Par ailleurs, la mise en place de systèmes de traçabilité à partir de zéro nécessite un financement solide, en particulier lors des premières phases. Il est souvent irréaliste de vouloir se reposer entièrement sur l’industrie ou sur des gouvernements aux ressources limitées. Bien que le rôle des pays donateurs ou d’autres bailleurs de fonds soit crucial pour amorcer un mécanisme de traçabilité efficace, il faut prévoir, dès le départ, une stratégie de sortie progressive de cette dépendance financière. Il incombe donc aux différents acteurs de faire preuve de bonne foi et d’engager un dialogue ouvert et transparent sur les coûts de fonctionnement des systèmes de traçabilité.
En outre, ces dispositifs ne doivent pas se cantonner à la production, mais englober aussi les activités de recyclage, de transport et de commerce. À défaut, la trace des minéraux risque de se perdre dans les rouages intermédiaires de la chaîne d’approvisionnement, ce qui compromettrait la crédibilité et l’utilité du processus.
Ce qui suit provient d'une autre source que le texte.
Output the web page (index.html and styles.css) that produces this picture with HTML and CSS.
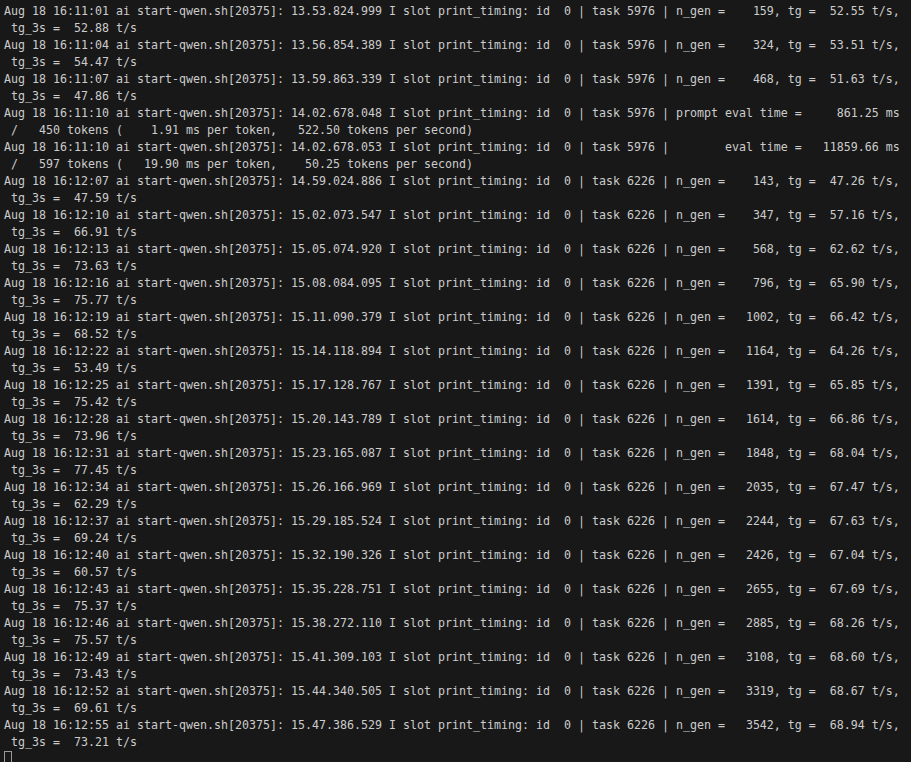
FILE: index.html
```html
<!DOCTYPE html>
<html>
<head>
<meta charset="utf-8">
<link rel="stylesheet" href="styles.css">
</head>
<body>
<div class="term">
<div class="line">Aug 18 16:11:01 ai start-qwen.sh[20375]: 13.53.824.999 I slot print_timing: id  0 | task 5976 | n_gen =    159, tg =  52.55 t/s,</div>
<div class="line"> tg_3s =  52.88 t/s</div>
<div class="line">Aug 18 16:11:04 ai start-qwen.sh[20375]: 13.56.854.389 I slot print_timing: id  0 | task 5976 | n_gen =    324, tg =  53.51 t/s,</div>
<div class="line"> tg_3s =  54.47 t/s</div>
<div class="line">Aug 18 16:11:07 ai start-qwen.sh[20375]: 13.59.863.339 I slot print_timing: id  0 | task 5976 | n_gen =    468, tg =  51.63 t/s,</div>
<div class="line"> tg_3s =  47.86 t/s</div>
<div class="line">Aug 18 16:11:10 ai start-qwen.sh[20375]: 14.02.678.048 I slot print_timing: id  0 | task 5976 | prompt eval time =     861.25 ms</div>
<div class="line"> /   450 tokens (    1.91 ms per token,   522.50 tokens per second)</div>
<div class="line">Aug 18 16:11:10 ai start-qwen.sh[20375]: 14.02.678.053 I slot print_timing: id  0 | task 5976 |        eval time =   11859.66 ms</div>
<div class="line"> /   597 tokens (   19.90 ms per token,    50.25 tokens per second)</div>
<div class="line">Aug 18 16:12:07 ai start-qwen.sh[20375]: 14.59.024.886 I slot print_timing: id  0 | task 6226 | n_gen =    143, tg =  47.26 t/s,</div>
<div class="line"> tg_3s =  47.59 t/s</div>
<div class="line">Aug 18 16:12:10 ai start-qwen.sh[20375]: 15.02.073.547 I slot print_timing: id  0 | task 6226 | n_gen =    347, tg =  57.16 t/s,</div>
<div class="line"> tg_3s =  66.91 t/s</div>
<div class="line">Aug 18 16:12:13 ai start-qwen.sh[20375]: 15.05.074.920 I slot print_timing: id  0 | task 6226 | n_gen =    568, tg =  62.62 t/s,</div>
<div class="line"> tg_3s =  73.63 t/s</div>
<div class="line">Aug 18 16:12:16 ai start-qwen.sh[20375]: 15.08.084.095 I slot print_timing: id  0 | task 6226 | n_gen =    796, tg =  65.90 t/s,</div>
<div class="line"> tg_3s =  75.77 t/s</div>
<div class="line">Aug 18 16:12:19 ai start-qwen.sh[20375]: 15.11.090.379 I slot print_timing: id  0 | task 6226 | n_gen =   1002, tg =  66.42 t/s,</div>
<div class="line"> tg_3s =  68.52 t/s</div>
<div class="line">Aug 18 16:12:22 ai start-qwen.sh[20375]: 15.14.118.894 I slot print_timing: id  0 | task 6226 | n_gen =   1164, tg =  64.26 t/s,</div>
<div class="line"> tg_3s =  53.49 t/s</div>
<div class="line">Aug 18 16:12:25 ai start-qwen.sh[20375]: 15.17.128.767 I slot print_timing: id  0 | task 6226 | n_gen =   1391, tg =  65.85 t/s,</div>
<div class="line"> tg_3s =  75.42 t/s</div>
<div class="line">Aug 18 16:12:28 ai start-qwen.sh[20375]: 15.20.143.789 I slot print_timing: id  0 | task 6226 | n_gen =   1614, tg =  66.86 t/s,</div>
<div class="line"> tg_3s =  73.96 t/s</div>
<div class="line">Aug 18 16:12:31 ai start-qwen.sh[20375]: 15.23.165.087 I slot print_timing: id  0 | task 6226 | n_gen =   1848, tg =  68.04 t/s,</div>
<div class="line"> tg_3s =  77.45 t/s</div>
<div class="line">Aug 18 16:12:34 ai start-qwen.sh[20375]: 15.26.166.969 I slot print_timing: id  0 | task 6226 | n_gen =   2035, tg =  67.47 t/s,</div>
<div class="line"> tg_3s =  62.29 t/s</div>
<div class="line">Aug 18 16:12:37 ai start-qwen.sh[20375]: 15.29.185.524 I slot print_timing: id  0 | task 6226 | n_gen =   2244, tg =  67.63 t/s,</div>
<div class="line"> tg_3s =  69.24 t/s</div>
<div class="line">Aug 18 16:12:40 ai start-qwen.sh[20375]: 15.32.190.326 I slot print_timing: id  0 | task 6226 | n_gen =   2426, tg =  67.04 t/s,</div>
<div class="line"> tg_3s =  60.57 t/s</div>
<div class="line">Aug 18 16:12:43 ai start-qwen.sh[20375]: 15.35.228.751 I slot print_timing: id  0 | task 6226 | n_gen =   2655, tg =  67.69 t/s,</div>
<div class="line"> tg_3s =  75.37 t/s</div>
<div class="line">Aug 18 16:12:46 ai start-qwen.sh[20375]: 15.38.272.110 I slot print_timing: id  0 | task 6226 | n_gen =   2885, tg =  68.26 t/s,</div>
<div class="line"> tg_3s =  75.57 t/s</div>
<div class="line">Aug 18 16:12:49 ai start-qwen.sh[20375]: 15.41.309.103 I slot print_timing: id  0 | task 6226 | n_gen =   3108, tg =  68.60 t/s,</div>
<div class="line"> tg_3s =  73.43 t/s</div>
<div class="line">Aug 18 16:12:52 ai start-qwen.sh[20375]: 15.44.340.505 I slot print_timing: id  0 | task 6226 | n_gen =   3319, tg =  68.67 t/s,</div>
<div class="line"> tg_3s =  69.61 t/s</div>
<div class="line">Aug 18 16:12:55 ai start-qwen.sh[20375]: 15.47.386.529 I slot print_timing: id  0 | task 6226 | n_gen =   3542, tg =  68.94 t/s,</div>
<div class="line"> tg_3s =  73.21 t/s</div>
<div class="line"><span class="cursor"></span></div>
</div>
</body>
</html>
```

FILE: styles.css
```css
html, body {
  margin: 0;
  padding: 0;
  background: #181818;
  height: 100%;
  overflow: hidden;
}

.term {
  height: 762px;
  box-sizing: border-box;
  overflow: hidden;
  padding: 3px 0 0 4px;
  background: #181818;
  color: #cccccc;
  font-family: "DejaVu Sans Mono", "Liberation Mono", monospace;
  font-size: 11.63px;
  line-height: 17px;
}

.line {
  white-space: pre;
  height: 17px;
}

.cursor {
  display: inline-block;
  width: 6px;
  height: 14px;
  border: 1px solid #9a9a9a;
  vertical-align: top;
}
```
Une démarche plus globale permet également de limiter la marge de manœuvre des acteurs malveillants et d’assurer une stratégie d’approvisionnement responsable, à la fois cohérente et fiable.
Au bout du compte, une approche trop restreinte de la traçabilité, principalement motivée par les besoins des entreprises en aval et déconnectée des réalités de l’exploitation minière artisanale, a peu de chances de réussir à long terme. Les systèmes de traçabilité et de diligence raisonnable ne doivent pas faire l’impasse sur un objectif majeur : apporter des avantages concrets aux communautés locales, selon les besoins qu’elles définissent elles-mêmes.
Certes, la traçabilité ne peut, à elle seule, résoudre la multitude de défis auxquels se heurtent les communautés de l’EMAPE. Mais si elle est pensée de manière inclusive et intégrée à des objectifs de développement plus larges, elle est susceptible de devenir le levier d’un changement positif. Il convient donc de mettre l’accent non plus sur les minéraux, mais sur l’humain, afin que les personnes directement touchées par l’exploitation minière aient leur place à la table des négociations.